Level-1C (Top-of-Atmosphere reflectances in cartographic geometry) data for Sentinel-2 data were gathered from the Copernicus open hub platform of European Space Agency (ESA) and converted to Level-2A (Bottom-of-atmosphere), which were atmospheric and terrain corrected using Sen2cor plugin. The bands at 20 m spatial resolution were resampled at 10 m using nearest neighbor sampling to adjust the pixel size to have a uniform band stack and simplified computation. Level-3A (orthorectified, geometrically corrected, and radiometrically calibrated) RapidEye and Dove images were gathered from the data access portal of Planet Labs (https://www.planet.com/explorer/) (accessed on 26 March 2021). The individual data bands for each dataset were mosaicked and stacked together to get a single data frame for both satellite images for all seasons.

3.2. Variable Extraction

Two sets of variables were considered for each multispectral dataset: the original band reflectances and the vegetation indices. The band reflectances of Sentinel-2 from B2 to B8 represent Blue, Green, Red, Vegetation red edge—1, 2, 3, and NIR, respectively; B8A represents narrow NIR, and B11 to B12 represent SWIR-1, 2 channels, respectively. The spectral reflectances of RapidEye from B1 to B5 represent Blue, Green, Red, Red edge, and NIR channels, respectively. The spectral reflectances of Dove from B1 to B4 represent Blue, Green, Red, and NIR channels, respectively. Numerous vegetation indices have been defined for specific applications in the literature [67,68,69]. To limit the number of predictor variables from the large number of existing vegetation indices, we selected 25 indices that were found to be robust in previous studies [70,71,72]. These 25 indices are stated in

Table 3. Vegetation indices and their equations used as variables for modeling.

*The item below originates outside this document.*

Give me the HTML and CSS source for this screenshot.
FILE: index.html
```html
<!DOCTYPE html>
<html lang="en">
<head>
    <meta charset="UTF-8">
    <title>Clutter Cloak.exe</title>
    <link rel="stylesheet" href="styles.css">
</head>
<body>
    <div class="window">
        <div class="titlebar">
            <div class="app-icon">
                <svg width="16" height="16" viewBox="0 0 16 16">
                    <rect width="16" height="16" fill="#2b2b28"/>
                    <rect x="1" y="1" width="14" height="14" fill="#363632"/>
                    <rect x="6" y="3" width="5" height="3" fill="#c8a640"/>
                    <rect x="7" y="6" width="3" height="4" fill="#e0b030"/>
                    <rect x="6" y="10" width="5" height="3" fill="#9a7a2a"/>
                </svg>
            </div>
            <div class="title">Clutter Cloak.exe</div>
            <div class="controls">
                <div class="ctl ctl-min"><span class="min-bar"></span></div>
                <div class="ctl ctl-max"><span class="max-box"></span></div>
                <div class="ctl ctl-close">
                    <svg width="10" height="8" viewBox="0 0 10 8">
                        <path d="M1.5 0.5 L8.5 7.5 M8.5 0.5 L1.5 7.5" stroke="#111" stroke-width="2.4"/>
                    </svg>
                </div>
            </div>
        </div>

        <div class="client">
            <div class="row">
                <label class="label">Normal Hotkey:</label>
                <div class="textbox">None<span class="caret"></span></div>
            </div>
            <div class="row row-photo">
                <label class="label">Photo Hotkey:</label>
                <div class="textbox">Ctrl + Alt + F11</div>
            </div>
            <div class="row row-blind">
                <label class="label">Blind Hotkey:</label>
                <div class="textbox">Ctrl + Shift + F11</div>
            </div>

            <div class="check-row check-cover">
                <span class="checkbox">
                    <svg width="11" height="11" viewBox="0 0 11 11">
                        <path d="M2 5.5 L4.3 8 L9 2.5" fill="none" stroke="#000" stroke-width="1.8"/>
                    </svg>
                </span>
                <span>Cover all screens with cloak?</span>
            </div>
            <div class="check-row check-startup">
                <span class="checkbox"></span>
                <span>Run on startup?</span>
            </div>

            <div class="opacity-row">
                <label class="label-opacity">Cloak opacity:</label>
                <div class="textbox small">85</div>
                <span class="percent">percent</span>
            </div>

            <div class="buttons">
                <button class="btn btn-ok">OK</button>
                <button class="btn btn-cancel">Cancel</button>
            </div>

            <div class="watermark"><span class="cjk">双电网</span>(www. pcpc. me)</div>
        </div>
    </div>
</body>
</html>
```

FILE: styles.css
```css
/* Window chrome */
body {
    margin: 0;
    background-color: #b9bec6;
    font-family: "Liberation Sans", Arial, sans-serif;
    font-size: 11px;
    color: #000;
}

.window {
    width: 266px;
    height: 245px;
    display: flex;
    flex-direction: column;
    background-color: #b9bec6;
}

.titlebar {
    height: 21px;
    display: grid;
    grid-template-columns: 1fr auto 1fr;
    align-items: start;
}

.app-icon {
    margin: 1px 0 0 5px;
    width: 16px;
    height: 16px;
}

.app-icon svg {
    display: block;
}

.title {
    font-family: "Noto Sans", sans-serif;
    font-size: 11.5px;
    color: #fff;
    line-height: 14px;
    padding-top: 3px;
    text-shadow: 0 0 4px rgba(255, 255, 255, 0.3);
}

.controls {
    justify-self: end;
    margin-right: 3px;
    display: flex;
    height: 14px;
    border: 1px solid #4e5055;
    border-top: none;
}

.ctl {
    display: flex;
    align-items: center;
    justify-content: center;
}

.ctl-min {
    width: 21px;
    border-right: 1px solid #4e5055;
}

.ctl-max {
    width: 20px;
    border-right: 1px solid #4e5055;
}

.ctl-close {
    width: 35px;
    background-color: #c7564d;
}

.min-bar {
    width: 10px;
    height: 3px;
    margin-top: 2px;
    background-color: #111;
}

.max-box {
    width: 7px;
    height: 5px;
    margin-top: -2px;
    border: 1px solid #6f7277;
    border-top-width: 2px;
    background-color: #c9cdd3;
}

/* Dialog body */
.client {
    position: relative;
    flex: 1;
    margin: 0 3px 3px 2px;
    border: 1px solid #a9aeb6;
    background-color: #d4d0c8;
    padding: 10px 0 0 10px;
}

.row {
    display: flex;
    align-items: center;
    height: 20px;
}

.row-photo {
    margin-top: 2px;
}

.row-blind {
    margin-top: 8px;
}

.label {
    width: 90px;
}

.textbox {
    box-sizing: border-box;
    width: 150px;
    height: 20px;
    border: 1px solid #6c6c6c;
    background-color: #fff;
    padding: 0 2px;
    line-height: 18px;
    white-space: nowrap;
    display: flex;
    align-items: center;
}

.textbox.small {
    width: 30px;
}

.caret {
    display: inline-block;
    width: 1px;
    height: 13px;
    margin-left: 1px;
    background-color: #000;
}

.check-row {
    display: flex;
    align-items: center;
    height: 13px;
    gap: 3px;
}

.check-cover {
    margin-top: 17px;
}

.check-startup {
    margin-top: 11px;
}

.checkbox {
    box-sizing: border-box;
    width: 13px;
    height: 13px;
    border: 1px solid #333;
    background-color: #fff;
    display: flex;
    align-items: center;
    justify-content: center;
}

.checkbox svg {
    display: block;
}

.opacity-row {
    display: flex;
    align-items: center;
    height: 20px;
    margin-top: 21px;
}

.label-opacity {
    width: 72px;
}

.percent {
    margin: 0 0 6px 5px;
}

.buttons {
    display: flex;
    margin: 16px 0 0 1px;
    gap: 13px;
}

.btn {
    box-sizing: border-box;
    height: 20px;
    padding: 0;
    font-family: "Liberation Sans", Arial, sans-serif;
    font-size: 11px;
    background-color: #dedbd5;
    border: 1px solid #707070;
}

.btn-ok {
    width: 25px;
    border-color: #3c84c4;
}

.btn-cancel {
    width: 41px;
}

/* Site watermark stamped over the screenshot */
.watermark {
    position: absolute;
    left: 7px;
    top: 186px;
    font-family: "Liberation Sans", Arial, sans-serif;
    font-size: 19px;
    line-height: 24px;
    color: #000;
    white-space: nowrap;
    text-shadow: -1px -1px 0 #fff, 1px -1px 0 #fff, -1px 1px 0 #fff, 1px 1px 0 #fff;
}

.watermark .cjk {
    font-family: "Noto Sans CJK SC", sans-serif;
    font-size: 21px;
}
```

Vegetation Indices	Equations
Canopy Chlorophyll Content Index	$\mathrm{CCCI}=\frac{\frac{\mathrm{NIR}-\mathrm{RedEdge}}{\mathrm{NIR}+\mathrm{RedEdge}}}{\frac{\mathrm{NIR}-\mathrm{R}}{\mathrm{NIR}+\mathrm{R}}}$
Chlorophyll Index Red Edge	$\mathrm{CIRE}=\frac{\mathrm{NIR}}{\mathrm{RedEdge}}-1$
Chlorophyll Vegetation Index	$\mathrm{CVI}=\mathrm{NIR} \frac{\mathrm{R}}{{\mathrm{G}}^2}$
Green Atmospherically Resistant Vegetation Index	$\mathrm{GARI}=\frac{\mathrm{NIR}-\left(\mathrm{G}-\left(\mathrm{B}-\mathrm{R}\right)\right)}{\mathrm{NIR}-\left(\mathrm{G}+\left(\mathrm{B}-\mathrm{R}\right)\right)}$
Green Leaf Index	$\mathrm{GLI}=\frac{2\mathrm{G}-\mathrm{R}-\mathrm{B}}{2\mathrm{G}+\mathrm{R}+\mathrm{B}}$
Log Ratio	$\mathrm{logR}=\log \frac{\mathrm{NIR}}{\mathrm{R}}$
Normalized Difference Vegetation Index	$\mathrm{NDVI}=\frac{\mathrm{NIR}-\mathrm{R}}{\mathrm{NIR}+\mathrm{R}}$
Normalized Burn Ratio	$\mathrm{NBR}=\frac{\mathrm{NIR}-\mathrm{SWIR}}{\mathrm{NIR}+\mathrm{SWIR}}$
Green Blue NDVI	$\mathrm{GBNDVI}=\frac{\mathrm{NIR}-\left(\mathrm{G}+\mathrm{B}\right)}{\mathrm{NIR}+\mathrm{G}+\mathrm{B}}$
Green Red NDVI	$\mathrm{GRNDVI}=\frac{\mathrm{NIR}-\left(\mathrm{G}+\mathrm{R}\right)}{\mathrm{NIR}+\mathrm{G}+\mathrm{R}}$
Red Blue NDVI	$\mathrm{RBNDVI}=\frac{\mathrm{NIR}-\left(\mathrm{R}+\mathrm{B}\right)}{\mathrm{NIR}+\mathrm{R}+\mathrm{B}}$
Green NDVI	$\mathrm{GNDVI}=\frac{\mathrm{NIR}-\mathrm{G}}{\mathrm{NIR}+\mathrm{G}}$
Red Edge NDVI	$\mathrm{NDVIre}=\frac{\mathrm{NIR}-\mathrm{RedEdge}}{\mathrm{NIR}+\mathrm{RedEdge}}$
Pan NDVI	$\mathrm{PNDVI}=\frac{\mathrm{NIR}-\left(\mathrm{R}+\mathrm{G}+\mathrm{B}\right)}{\mathrm{NIR}+\mathrm{R}+\mathrm{G}+\mathrm{B}}$
Visible Index Green	$\mathrm{VIgreen}=\frac{\mathrm{G}-\mathrm{R}}{\mathrm{G}+\mathrm{R}}$
Norm of X (X = R, G, NIR)	$\mathrm{Norm} \mathrm{X}=\frac{\mathrm{X}}{\sum \mathrm{X}}$
Blue-Wide Dynamic Range Vegetation Index	$\mathrm{BWDRVI}=\frac{0.1 * \mathrm{NIR}-\mathrm{B}}{0.1 * \mathrm{NIR}+\mathrm{B}}$
Chlrophyll Index Green	$\mathrm{CIgreen}=\frac{\mathrm{NIR}}{\mathrm{G}}-1$
Green Difference Vegetation Index	$\mathrm{GDVI}=\mathrm{NIR}-\mathrm{G}$
Blue Normalized Vegetation Index	$\mathrm{BNDVI}=\frac{\mathrm{NIR}-\mathrm{B}}{\mathrm{NIR}+\mathrm{B}}$
Redness Index	$\mathrm{RI}=\frac{\mathrm{R}-\mathrm{G}}{\mathrm{R}+\mathrm{G}}$
Difference Vegetation Index or Vegetation Index Number	$\mathrm{DVI}=\frac{\mathrm{NIR}}{\mathrm{R}}$
Specific Leaf Area Vegetation Index	$\mathrm{SLAVI}=\frac{\mathrm{NIR}}{\mathrm{R}+\mathrm{SWIR}}$

R = Red; G = Green; B = Blue; NIR = Near Infra-red; RedEdge = Red Edge; SWIR = Short-wave infrared; NDVI = Normalized Difference Vegetation Index.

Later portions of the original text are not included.